Puzzling properties of the historical growth rate of income per capita explained
Ron W Nielsen

TL;DR
This paper critically examines the historical growth rate of income per capita, revealing that supposed sudden growth spurts are artifacts of data distortion, and advocates for data-driven interpretations over traditional theories.
Contribution
It demonstrates that key growth mysteries are self-created by data presentation and advocates replacing outdated postulates with mathematical analysis of hyperbolic distributions.
Findings
The supposed growth spurts are data artifacts, not real phenomena.
Historical economic and demographic growth can be explained by hyperbolic distributions.
Current growth theories are based on incorrect postulates that need revision.
Abstract
Galor discovered many mysteries of the growth process. He lists them in his Unified Growth Theory and wonders how they can be explained. Close inspection of his mysteries reveals that they are of his own creation. They do not exist. He created them by his habitually distorted presentation of data. One of his self-created mysteries is the mystery of the alleged sudden spurt in the growth rate of income per capita.
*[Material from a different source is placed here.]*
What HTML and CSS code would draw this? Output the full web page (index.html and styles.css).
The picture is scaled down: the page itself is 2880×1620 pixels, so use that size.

This sudden spurt never happened. In order to understand the growth rate of income per capita, its mathematical properties are now explored and explained. The explanation is illustrated using the historical world economic growth. Galor also wonders about the sudden spurt in the growth rate of population. We show that this sudden spurt was also created by the distorted presentation of data. The mechanism of the historical economic growth and of the growth of human population is…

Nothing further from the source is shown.